→ **Goal**:
Extract the text of each entry below exactly, leaving every image behind.

** start **

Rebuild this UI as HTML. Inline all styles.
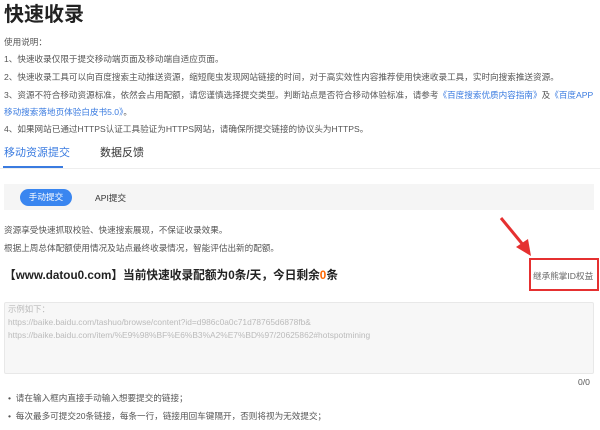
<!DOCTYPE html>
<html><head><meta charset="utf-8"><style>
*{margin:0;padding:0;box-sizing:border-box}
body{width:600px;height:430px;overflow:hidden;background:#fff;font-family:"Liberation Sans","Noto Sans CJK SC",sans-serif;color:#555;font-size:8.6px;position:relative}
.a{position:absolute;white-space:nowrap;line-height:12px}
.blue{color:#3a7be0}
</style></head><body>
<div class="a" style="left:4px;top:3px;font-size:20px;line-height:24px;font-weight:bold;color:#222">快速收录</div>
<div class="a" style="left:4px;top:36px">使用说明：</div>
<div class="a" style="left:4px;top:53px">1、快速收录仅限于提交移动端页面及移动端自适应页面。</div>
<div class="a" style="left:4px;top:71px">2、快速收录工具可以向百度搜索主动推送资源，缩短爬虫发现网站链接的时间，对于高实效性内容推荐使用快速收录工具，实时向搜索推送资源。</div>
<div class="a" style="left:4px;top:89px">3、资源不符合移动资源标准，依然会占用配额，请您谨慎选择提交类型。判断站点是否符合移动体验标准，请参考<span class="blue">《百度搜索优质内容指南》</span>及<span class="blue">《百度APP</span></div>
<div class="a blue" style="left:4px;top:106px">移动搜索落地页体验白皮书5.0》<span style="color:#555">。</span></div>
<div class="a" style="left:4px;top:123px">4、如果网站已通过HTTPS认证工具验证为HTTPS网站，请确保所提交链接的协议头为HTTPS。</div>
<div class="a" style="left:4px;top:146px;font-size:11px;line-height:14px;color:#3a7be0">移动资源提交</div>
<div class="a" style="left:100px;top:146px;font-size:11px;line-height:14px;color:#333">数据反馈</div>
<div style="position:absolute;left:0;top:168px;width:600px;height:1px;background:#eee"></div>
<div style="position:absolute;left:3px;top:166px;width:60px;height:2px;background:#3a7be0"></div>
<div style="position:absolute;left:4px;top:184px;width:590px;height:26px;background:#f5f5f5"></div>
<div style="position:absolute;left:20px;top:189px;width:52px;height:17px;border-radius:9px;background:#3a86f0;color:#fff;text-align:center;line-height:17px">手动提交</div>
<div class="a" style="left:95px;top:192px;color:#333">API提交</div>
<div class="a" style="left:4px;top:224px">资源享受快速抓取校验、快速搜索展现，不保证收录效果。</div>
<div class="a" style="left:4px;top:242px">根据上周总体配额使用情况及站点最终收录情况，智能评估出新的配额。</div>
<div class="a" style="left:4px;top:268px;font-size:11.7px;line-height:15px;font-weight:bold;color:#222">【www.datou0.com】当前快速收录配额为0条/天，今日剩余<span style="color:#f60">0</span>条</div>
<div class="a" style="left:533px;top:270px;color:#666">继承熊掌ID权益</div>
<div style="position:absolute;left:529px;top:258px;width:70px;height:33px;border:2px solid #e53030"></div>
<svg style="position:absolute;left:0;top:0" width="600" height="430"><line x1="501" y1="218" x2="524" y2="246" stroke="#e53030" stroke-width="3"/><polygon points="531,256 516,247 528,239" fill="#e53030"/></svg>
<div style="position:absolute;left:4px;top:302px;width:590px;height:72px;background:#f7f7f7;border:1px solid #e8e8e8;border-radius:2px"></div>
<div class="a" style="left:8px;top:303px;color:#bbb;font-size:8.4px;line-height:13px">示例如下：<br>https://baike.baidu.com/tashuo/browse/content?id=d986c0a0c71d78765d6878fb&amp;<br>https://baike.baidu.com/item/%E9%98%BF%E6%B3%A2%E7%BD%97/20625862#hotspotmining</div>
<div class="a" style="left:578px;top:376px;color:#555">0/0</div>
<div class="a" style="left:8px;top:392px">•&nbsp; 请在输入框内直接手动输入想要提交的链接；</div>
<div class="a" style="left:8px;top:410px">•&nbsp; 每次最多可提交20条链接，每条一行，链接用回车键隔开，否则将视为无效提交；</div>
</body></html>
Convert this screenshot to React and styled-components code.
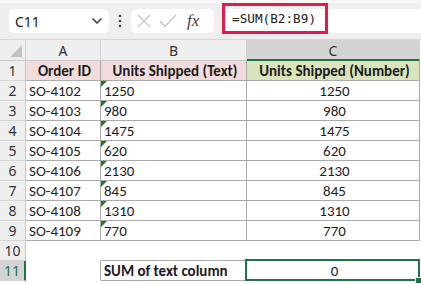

** end **

→ **Answer to this task**:
Rebuild this UI as HTML. Inline all styles.
<!DOCTYPE html>
<html><head><meta charset="utf-8"><style>
*{margin:0;padding:0;box-sizing:border-box}
body{width:600px;height:430px;overflow:hidden;background:#fff;font-family:"Liberation Sans","Noto Sans CJK SC",sans-serif;color:#555;font-size:8.6px;position:relative}
.a{position:absolute;white-space:nowrap;line-height:12px}
.blue{color:#3a7be0}
</style></head><body>
<div class="a" style="left:4px;top:3px;font-size:20px;line-height:24px;font-weight:bold;color:#222">快速收录</div>
<div class="a" style="left:4px;top:36px">使用说明：</div>
<div class="a" style="left:4px;top:53px">1、快速收录仅限于提交移动端页面及移动端自适应页面。</div>
<div class="a" style="left:4px;top:71px">2、快速收录工具可以向百度搜索主动推送资源，缩短爬虫发现网站链接的时间，对于高实效性内容推荐使用快速收录工具，实时向搜索推送资源。</div>
<div class="a" style="left:4px;top:89px">3、资源不符合移动资源标准，依然会占用配额，请您谨慎选择提交类型。判断站点是否符合移动体验标准，请参考<span class="blue">《百度搜索优质内容指南》</span>及<span class="blue">《百度APP</span></div>
<div class="a blue" style="left:4px;top:106px">移动搜索落地页体验白皮书5.0》<span style="color:#555">。</span></div>
<div class="a" style="left:4px;top:123px">4、如果网站已通过HTTPS认证工具验证为HTTPS网站，请确保所提交链接的协议头为HTTPS。</div>
<div class="a" style="left:4px;top:146px;font-size:11px;line-height:14px;color:#3a7be0">移动资源提交</div>
<div class="a" style="left:100px;top:146px;font-size:11px;line-height:14px;color:#333">数据反馈</div>
<div style="position:absolute;left:0;top:168px;width:600px;height:1px;background:#eee"></div>
<div style="position:absolute;left:3px;top:166px;width:60px;height:2px;background:#3a7be0"></div>
<div style="position:absolute;left:4px;top:184px;width:590px;height:26px;background:#f5f5f5"></div>
<div style="position:absolute;left:20px;top:189px;width:52px;height:17px;border-radius:9px;background:#3a86f0;color:#fff;text-align:center;line-height:17px">手动提交</div>
<div class="a" style="left:95px;top:192px;color:#333">API提交</div>
<div class="a" style="left:4px;top:224px">资源享受快速抓取校验、快速搜索展现，不保证收录效果。</div>
<div class="a" style="left:4px;top:242px">根据上周总体配额使用情况及站点最终收录情况，智能评估出新的配额。</div>
<div class="a" style="left:4px;top:268px;font-size:11.7px;line-height:15px;font-weight:bold;color:#222">【www.datou0.com】当前快速收录配额为0条/天，今日剩余<span style="color:#f60">0</span>条</div>
<div class="a" style="left:533px;top:270px;color:#666">继承熊掌ID权益</div>
<div style="position:absolute;left:529px;top:258px;width:70px;height:33px;border:2px solid #e53030"></div>
<svg style="position:absolute;left:0;top:0" width="600" height="430"><line x1="501" y1="218" x2="524" y2="246" stroke="#e53030" stroke-width="3"/><polygon points="531,256 516,247 528,239" fill="#e53030"/></svg>
<div style="position:absolute;left:4px;top:302px;width:590px;height:72px;background:#f7f7f7;border:1px solid #e8e8e8;border-radius:2px"></div>
<div class="a" style="left:8px;top:303px;color:#bbb;font-size:8.4px;line-height:13px">示例如下：<br>https://baike.baidu.com/tashuo/browse/content?id=d986c0a0c71d78765d6878fb&amp;<br>https://baike.baidu.com/item/%E9%98%BF%E6%B3%A2%E7%BD%97/20625862#hotspotmining</div>
<div class="a" style="left:578px;top:376px;color:#555">0/0</div>
<div class="a" style="left:8px;top:392px">•&nbsp; 请在输入框内直接手动输入想要提交的链接；</div>
<div class="a" style="left:8px;top:410px">•&nbsp; 每次最多可提交20条链接，每条一行，链接用回车键隔开，否则将视为无效提交；</div>
</body></html>
Convert this screenshot to React and styled-components code.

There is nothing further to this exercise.